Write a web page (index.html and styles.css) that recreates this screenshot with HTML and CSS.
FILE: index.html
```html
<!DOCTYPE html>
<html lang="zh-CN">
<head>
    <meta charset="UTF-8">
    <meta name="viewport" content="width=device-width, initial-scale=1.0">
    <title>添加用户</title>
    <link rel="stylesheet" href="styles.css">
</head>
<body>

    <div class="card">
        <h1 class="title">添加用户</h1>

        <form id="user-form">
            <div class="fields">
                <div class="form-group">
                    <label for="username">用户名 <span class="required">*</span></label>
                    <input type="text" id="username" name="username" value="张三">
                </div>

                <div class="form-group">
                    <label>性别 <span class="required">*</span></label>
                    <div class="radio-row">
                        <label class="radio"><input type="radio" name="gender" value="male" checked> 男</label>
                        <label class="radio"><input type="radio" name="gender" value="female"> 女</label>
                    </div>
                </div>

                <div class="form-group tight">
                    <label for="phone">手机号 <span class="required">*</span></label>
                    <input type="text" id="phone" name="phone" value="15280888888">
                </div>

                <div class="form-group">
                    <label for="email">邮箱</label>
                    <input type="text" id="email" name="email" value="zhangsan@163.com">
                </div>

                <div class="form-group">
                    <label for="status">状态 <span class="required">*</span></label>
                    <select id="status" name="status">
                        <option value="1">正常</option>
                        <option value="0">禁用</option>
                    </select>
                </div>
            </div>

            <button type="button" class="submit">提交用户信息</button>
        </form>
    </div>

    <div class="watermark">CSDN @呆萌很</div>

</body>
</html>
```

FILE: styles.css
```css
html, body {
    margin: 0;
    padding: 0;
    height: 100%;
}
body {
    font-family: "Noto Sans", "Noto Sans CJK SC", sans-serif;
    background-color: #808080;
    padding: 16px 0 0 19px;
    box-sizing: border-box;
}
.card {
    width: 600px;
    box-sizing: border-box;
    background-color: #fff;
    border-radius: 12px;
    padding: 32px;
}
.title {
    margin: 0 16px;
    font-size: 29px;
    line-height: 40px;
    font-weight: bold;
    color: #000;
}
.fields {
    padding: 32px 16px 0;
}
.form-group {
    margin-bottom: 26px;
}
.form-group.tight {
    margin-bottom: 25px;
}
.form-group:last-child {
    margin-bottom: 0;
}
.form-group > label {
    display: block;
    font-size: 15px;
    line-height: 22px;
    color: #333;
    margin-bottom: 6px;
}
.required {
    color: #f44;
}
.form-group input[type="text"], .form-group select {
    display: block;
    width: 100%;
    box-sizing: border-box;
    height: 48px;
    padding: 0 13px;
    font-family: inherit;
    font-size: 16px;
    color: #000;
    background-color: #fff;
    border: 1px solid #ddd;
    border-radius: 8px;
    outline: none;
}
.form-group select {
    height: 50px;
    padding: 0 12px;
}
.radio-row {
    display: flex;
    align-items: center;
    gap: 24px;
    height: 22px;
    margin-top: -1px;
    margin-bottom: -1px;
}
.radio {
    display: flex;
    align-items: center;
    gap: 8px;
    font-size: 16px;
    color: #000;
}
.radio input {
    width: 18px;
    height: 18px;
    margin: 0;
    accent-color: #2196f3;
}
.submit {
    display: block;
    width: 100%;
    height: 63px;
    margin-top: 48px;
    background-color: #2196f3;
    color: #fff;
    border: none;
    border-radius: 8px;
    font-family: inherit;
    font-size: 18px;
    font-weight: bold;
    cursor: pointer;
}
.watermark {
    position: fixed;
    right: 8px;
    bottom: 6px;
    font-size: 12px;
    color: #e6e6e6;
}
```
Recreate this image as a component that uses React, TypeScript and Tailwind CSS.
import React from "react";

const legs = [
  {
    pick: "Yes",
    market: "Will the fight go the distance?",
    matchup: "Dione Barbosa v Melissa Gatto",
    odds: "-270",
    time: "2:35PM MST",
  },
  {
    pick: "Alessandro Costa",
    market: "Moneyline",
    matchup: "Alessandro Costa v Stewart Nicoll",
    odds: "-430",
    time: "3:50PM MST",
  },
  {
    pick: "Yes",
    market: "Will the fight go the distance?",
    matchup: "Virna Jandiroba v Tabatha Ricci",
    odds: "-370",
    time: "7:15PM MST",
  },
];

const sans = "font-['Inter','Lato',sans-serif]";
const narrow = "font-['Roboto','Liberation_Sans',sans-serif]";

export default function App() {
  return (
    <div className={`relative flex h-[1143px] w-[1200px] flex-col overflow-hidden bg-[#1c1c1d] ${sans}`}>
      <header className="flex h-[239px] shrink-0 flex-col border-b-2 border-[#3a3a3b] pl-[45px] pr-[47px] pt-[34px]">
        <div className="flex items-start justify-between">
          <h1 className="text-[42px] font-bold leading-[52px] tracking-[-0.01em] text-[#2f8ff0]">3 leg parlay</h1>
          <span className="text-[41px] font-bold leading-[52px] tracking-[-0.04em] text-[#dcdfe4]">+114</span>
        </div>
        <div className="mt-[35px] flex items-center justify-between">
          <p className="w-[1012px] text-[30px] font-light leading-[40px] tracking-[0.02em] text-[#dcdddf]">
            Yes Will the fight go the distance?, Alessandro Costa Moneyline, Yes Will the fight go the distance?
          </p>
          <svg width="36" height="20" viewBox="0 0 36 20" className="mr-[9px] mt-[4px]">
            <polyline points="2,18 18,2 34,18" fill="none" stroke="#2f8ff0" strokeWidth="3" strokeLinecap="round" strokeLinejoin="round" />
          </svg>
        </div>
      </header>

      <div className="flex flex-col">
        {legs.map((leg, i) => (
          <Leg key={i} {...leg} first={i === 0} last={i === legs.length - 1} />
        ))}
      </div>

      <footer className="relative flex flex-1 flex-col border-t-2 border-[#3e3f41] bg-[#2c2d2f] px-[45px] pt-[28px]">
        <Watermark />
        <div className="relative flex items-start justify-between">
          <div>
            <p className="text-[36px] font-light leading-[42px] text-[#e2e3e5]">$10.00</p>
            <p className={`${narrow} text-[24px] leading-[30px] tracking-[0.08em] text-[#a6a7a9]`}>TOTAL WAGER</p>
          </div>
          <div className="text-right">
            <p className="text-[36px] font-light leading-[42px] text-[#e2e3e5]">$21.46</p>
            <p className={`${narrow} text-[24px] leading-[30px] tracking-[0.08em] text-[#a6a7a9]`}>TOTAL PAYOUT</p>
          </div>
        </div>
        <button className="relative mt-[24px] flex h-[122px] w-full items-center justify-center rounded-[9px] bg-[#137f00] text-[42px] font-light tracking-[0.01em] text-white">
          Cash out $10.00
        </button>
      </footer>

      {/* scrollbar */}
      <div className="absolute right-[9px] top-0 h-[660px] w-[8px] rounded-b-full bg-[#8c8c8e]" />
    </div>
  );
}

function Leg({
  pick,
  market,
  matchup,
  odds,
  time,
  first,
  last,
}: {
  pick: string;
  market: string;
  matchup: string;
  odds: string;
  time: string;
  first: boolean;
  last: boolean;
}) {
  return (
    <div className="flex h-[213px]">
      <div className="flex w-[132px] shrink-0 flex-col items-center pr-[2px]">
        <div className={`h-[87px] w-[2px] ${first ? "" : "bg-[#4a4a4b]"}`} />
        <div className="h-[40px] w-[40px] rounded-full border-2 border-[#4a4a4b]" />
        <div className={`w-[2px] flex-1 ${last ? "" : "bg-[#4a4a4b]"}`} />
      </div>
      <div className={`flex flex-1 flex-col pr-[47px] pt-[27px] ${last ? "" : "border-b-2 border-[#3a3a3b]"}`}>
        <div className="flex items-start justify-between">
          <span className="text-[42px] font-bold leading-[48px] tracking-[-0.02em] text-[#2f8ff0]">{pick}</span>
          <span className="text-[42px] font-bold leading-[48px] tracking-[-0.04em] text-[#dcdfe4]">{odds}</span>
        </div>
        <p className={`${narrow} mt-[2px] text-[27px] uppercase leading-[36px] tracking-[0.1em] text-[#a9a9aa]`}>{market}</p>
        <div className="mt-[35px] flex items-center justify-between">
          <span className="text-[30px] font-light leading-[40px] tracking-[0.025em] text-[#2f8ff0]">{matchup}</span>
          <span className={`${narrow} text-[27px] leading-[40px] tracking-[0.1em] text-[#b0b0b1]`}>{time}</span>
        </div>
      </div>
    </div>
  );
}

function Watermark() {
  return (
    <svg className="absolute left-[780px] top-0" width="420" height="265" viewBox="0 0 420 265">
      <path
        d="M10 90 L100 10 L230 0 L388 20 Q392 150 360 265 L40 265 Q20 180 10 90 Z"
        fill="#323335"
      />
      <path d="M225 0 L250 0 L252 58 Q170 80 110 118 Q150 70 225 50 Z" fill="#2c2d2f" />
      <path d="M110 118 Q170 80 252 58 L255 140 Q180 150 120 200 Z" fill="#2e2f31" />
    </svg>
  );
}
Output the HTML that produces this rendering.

# EXERCISE GOAL:
Search the data for the string "styles" and copy each line where it appears.

# EXERCISE RESULT:
Write a web page (index.html and styles.css) that recreates this screenshot with HTML and CSS.
    <link rel="stylesheet" href="styles.css">
FILE: styles.css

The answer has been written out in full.